Tend to agree. Seems this "test" has more to do with this guy's vision of himself as a great wit than with technical expertise. Yeah, I got a 75 and it's been years since I programmed in C and decades since I programmed in Assembler, but many of the questions and answers are surrounded by ongoing "discussion" so his version of the correct answer may be in dispute.
The key is that javascript is NOT a lite version of Java. This is probably one of the most ANNOYING misconceptions ever in the IT world. I don't know how many times I have heard hiring managers, developers - eople who should know better confuse the two. I cringe when I hear people say something like "yeah we need a Java developer to help with some of our web pages", when they really mean a Javascript developer. The languages share nothing except a "c-like" syntax (braces, semi-colons). Javascript really has far more in common with the functional languages.
So personally, I was glad to see that question. It really was a marketing decision to include the word "java" in javascript. However, it was a very poor decision. It created a lot of unnecessary confusion.
It actually reminds me of the word "Basic" in Visual Basic. While VB is actually a derivative of Basic, unfortunately the word "Basic" confuses many adminsitrative folks. They see the word and think that it must be easy. I have seen this played out such that non-programmers are hired as VB programmers, because, well, it's basic! How hard can it be? In fact, one job I interviewed actually called it "Visual Basics". I had to keep myself from laughing during the interview. In reality, enterprise applications of great complexity and depth can be created with VB (even before .NET). However there is a "pile" of VB guys out there that to a certain extent were created due to the word "basic" in the title.
Words are funny!
*Sigh* you haven't read his post, he didn't say that..
What he said is that both Java and Javascript has some heavy link with Self a project made by Sun:
for Java it's not the language but the JVM's JIT compiler which benefited from Self research
and for Javascript it's because it is a prototype based language like Self.
So I was a bit annoyed by the incorrect "solution" IMHO..
"Question 15: Is P equal to NP?
5 points
d. I don't know
This is one of the most important unsolved problems in computational science. If you actually did know the answer, you would be rich now."

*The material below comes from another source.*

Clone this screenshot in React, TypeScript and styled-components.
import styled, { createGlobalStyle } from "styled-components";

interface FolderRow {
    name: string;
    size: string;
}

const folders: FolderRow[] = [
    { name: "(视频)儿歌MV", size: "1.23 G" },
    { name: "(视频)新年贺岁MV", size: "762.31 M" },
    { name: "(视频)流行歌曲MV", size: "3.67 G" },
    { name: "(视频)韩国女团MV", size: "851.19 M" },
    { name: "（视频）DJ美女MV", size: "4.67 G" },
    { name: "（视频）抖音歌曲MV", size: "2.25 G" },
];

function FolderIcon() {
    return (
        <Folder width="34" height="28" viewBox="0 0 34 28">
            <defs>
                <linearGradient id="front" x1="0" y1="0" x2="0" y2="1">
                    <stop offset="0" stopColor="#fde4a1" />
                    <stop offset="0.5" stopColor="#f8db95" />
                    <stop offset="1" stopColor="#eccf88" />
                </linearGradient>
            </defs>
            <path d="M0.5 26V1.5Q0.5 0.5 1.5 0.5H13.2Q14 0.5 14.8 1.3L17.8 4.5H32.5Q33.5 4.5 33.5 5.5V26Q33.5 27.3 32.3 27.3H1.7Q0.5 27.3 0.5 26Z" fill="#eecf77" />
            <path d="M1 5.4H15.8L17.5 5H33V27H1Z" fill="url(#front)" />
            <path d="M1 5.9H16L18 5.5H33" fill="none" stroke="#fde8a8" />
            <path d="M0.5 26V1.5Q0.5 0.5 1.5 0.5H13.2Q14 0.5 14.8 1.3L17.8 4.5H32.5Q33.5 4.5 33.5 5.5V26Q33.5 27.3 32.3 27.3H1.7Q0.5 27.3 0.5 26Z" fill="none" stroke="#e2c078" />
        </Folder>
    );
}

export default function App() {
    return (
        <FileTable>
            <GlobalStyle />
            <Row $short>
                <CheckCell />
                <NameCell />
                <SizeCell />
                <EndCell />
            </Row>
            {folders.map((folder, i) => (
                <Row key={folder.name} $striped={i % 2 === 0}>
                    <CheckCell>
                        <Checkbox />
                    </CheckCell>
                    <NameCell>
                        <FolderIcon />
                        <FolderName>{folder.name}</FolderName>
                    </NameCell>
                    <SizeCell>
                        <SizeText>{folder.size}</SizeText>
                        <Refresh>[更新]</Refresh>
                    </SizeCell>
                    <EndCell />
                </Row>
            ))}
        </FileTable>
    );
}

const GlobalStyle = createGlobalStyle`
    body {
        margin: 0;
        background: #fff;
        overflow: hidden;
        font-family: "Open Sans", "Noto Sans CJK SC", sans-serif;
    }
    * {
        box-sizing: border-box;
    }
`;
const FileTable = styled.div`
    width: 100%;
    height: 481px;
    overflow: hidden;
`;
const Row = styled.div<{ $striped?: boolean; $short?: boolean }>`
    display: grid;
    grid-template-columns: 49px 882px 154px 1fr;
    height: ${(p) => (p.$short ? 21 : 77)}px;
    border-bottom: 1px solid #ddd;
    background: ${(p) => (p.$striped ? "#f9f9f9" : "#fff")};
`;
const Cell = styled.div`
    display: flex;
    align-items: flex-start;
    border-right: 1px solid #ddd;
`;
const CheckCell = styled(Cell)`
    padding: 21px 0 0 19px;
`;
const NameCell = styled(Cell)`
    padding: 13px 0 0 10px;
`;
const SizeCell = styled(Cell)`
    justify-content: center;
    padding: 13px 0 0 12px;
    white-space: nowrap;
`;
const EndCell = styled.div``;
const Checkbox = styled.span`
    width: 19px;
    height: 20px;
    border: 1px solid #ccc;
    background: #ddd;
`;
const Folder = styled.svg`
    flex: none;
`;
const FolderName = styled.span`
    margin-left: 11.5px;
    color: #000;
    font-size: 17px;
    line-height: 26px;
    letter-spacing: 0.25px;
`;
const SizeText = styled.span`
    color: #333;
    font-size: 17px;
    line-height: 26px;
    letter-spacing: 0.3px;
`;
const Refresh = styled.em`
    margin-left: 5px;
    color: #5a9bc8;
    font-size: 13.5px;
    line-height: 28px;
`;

This is just silly. The author confuses a factual question with the justfication of that answer. For example, if somone asks me "Is E=mc^2?" I can answer "Yes" altought I don't know how to justify it: the question is not "Do you know if E=mc^2?". A correct answer would be something in the line of "It hasn't been proved that..."
... and it's supposed to be fun. Think of it as a sitcom for people who have never had sex.

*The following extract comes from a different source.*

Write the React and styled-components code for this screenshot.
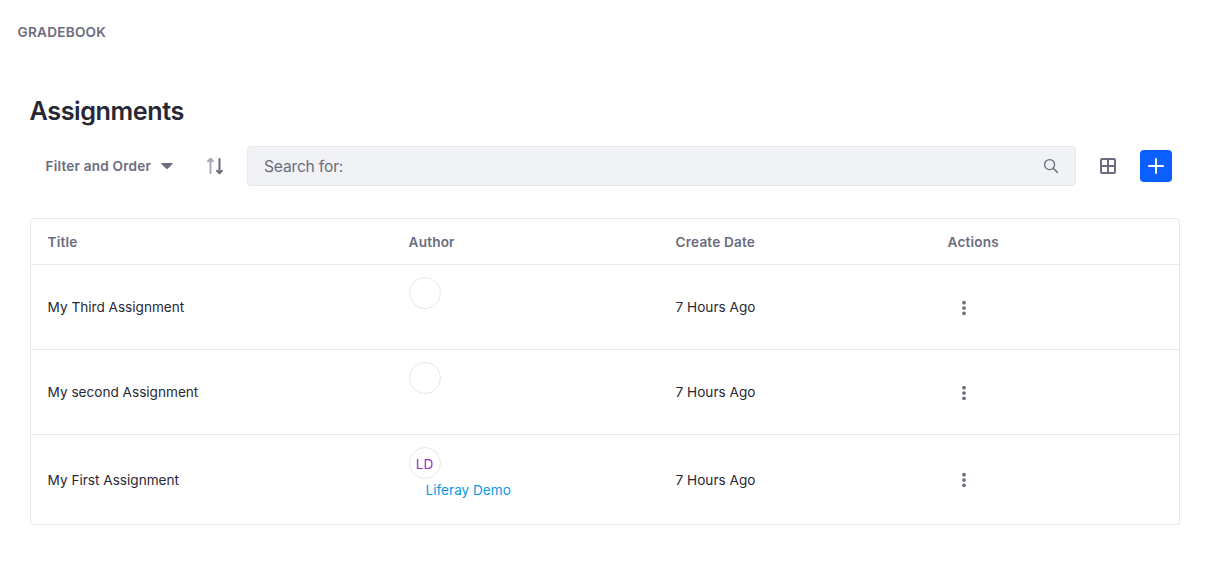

As for an indicator of programming intelligence, yeah it sucks. I received a 70, but my main claim to programming fame is that I'm a brilliant developer of pseudo-random number generators. Need an encryption algorithm, I'll give you a program that generates a stream of pseudo-random numbers. And hey, noone can crack that. Not even the recipient with the key. 
Many of the questions (and answers) are a bit silly, but that is as it should be. No-one (outside a few clueless managers) honestly think that a five-minute online quiz can give you any indication of how good a programmer you are, so any attempt at making it seem serious would be a lie.
For the record, I scored 85. My wrong answers were the drink, the gang of four and Brian Kerningham. I'm not from the US, so I have had little exposure to Dr. Pepper and Sunkist Orange, and I don't do OO much, so I'm not aquantied with the gang of four. I really should have known about Brian, though.